Exclude images, then output the remaining data verbatim.

_ _ _ _ _ _ _

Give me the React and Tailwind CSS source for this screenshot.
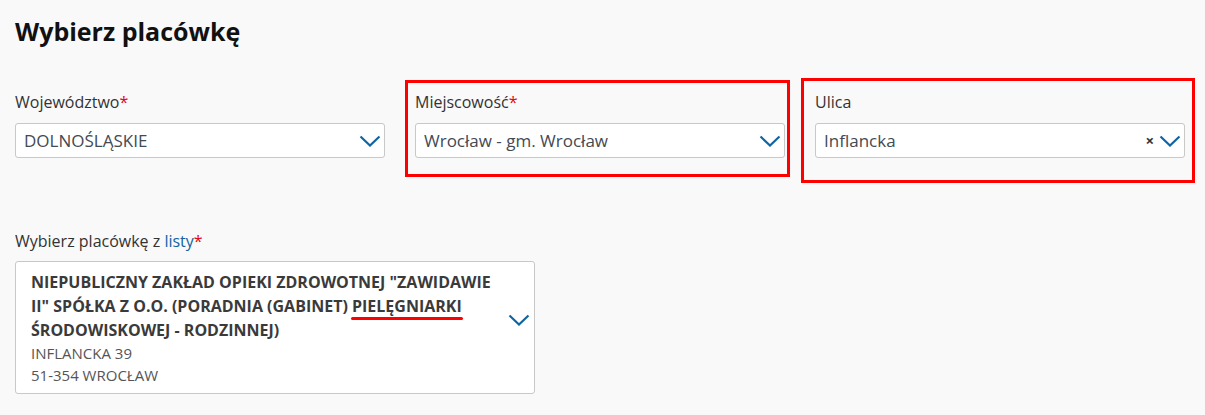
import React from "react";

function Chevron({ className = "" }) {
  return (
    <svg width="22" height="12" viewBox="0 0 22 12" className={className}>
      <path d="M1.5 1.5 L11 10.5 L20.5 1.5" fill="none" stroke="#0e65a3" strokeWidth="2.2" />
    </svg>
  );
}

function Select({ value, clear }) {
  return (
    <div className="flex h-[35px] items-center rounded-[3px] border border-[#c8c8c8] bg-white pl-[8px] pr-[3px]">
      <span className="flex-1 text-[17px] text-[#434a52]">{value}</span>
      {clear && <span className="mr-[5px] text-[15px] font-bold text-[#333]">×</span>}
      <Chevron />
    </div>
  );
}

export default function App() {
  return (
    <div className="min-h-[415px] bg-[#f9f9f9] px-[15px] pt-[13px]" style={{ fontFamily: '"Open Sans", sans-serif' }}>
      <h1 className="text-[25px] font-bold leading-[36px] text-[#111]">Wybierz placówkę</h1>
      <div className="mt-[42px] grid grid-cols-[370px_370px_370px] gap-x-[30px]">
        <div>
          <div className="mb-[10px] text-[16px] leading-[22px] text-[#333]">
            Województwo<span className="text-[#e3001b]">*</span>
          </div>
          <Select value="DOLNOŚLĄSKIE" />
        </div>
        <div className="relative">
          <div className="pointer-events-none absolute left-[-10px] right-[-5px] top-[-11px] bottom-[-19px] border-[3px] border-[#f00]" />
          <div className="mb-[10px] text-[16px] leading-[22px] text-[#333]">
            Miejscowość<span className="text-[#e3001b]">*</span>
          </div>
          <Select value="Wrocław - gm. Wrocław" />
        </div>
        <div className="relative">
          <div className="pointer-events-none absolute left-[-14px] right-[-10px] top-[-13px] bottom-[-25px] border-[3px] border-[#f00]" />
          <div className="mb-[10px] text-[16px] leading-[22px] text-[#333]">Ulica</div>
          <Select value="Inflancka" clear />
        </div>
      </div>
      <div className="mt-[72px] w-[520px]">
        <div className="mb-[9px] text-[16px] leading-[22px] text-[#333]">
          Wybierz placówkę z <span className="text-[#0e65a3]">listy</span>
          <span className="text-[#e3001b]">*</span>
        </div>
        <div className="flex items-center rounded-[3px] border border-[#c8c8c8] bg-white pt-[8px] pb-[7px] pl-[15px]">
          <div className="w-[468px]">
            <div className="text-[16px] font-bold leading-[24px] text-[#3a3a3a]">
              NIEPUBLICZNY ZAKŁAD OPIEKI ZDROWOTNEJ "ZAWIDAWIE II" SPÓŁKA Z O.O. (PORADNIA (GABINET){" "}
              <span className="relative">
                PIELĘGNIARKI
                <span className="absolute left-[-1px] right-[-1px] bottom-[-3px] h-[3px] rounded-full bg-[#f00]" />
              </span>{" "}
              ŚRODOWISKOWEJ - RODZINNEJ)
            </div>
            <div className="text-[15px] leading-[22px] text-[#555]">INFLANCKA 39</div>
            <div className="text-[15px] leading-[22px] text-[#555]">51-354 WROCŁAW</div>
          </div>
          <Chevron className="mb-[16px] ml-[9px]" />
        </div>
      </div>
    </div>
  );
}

_ _ _ _ _ _ _

# RESULT
Give me the React and Tailwind CSS source for this screenshot.
import React from "react";

function Chevron({ className = "" }) {
  return (
    <svg width="22" height="12" viewBox="0 0 22 12" className={className}>
      <path d="M1.5 1.5 L11 10.5 L20.5 1.5" fill="none" stroke="#0e65a3" strokeWidth="2.2" />
    </svg>
  );
}

function Select({ value, clear }) {
  return (
    <div className="flex h-[35px] items-center rounded-[3px] border border-[#c8c8c8] bg-white pl-[8px] pr-[3px]">
      <span className="flex-1 text-[17px] text-[#434a52]">{value}</span>
      {clear && <span className="mr-[5px] text-[15px] font-bold text-[#333]">×</span>}
      <Chevron />
    </div>
  );
}

export default function App() {
  return (
    <div className="min-h-[415px] bg-[#f9f9f9] px-[15px] pt-[13px]" style={{ fontFamily: '"Open Sans", sans-serif' }}>
      <h1 className="text-[25px] font-bold leading-[36px] text-[#111]">Wybierz placówkę</h1>
      <div className="mt-[42px] grid grid-cols-[370px_370px_370px] gap-x-[30px]">
        <div>
          <div className="mb-[10px] text-[16px] leading-[22px] text-[#333]">
            Województwo<span className="text-[#e3001b]">*</span>
          </div>
          <Select value="DOLNOŚLĄSKIE" />
        </div>
        <div className="relative">
          <div className="pointer-events-none absolute left-[-10px] right-[-5px] top-[-11px] bottom-[-19px] border-[3px] border-[#f00]" />
          <div className="mb-[10px] text-[16px] leading-[22px] text-[#333]">
            Miejscowość<span className="text-[#e3001b]">*</span>
          </div>
          <Select value="Wrocław - gm. Wrocław" />
        </div>
        <div className="relative">
          <div className="pointer-events-none absolute left-[-14px] right-[-10px] top-[-13px] bottom-[-25px] border-[3px] border-[#f00]" />
          <div className="mb-[10px] text-[16px] leading-[22px] text-[#333]">Ulica</div>
          <Select value="Inflancka" clear />
        </div>
      </div>
      <div className="mt-[72px] w-[520px]">
        <div className="mb-[9px] text-[16px] leading-[22px] text-[#333]">
          Wybierz placówkę z <span className="text-[#0e65a3]">listy</span>
          <span className="text-[#e3001b]">*</span>
        </div>
        <div className="flex items-center rounded-[3px] border border-[#c8c8c8] bg-white pt-[8px] pb-[7px] pl-[15px]">
          <div className="w-[468px]">
            <div className="text-[16px] font-bold leading-[24px] text-[#3a3a3a]">
              NIEPUBLICZNY ZAKŁAD OPIEKI ZDROWOTNEJ "ZAWIDAWIE II" SPÓŁKA Z O.O. (PORADNIA (GABINET){" "}
              <span className="relative">
                PIELĘGNIARKI
                <span className="absolute left-[-1px] right-[-1px] bottom-[-3px] h-[3px] rounded-full bg-[#f00]" />
              </span>{" "}
              ŚRODOWISKOWEJ - RODZINNEJ)
            </div>
            <div className="text-[15px] leading-[22px] text-[#555]">INFLANCKA 39</div>
            <div className="text-[15px] leading-[22px] text-[#555]">51-354 WROCŁAW</div>
          </div>
          <Chevron className="mb-[16px] ml-[9px]" />
        </div>
      </div>
    </div>
  );
}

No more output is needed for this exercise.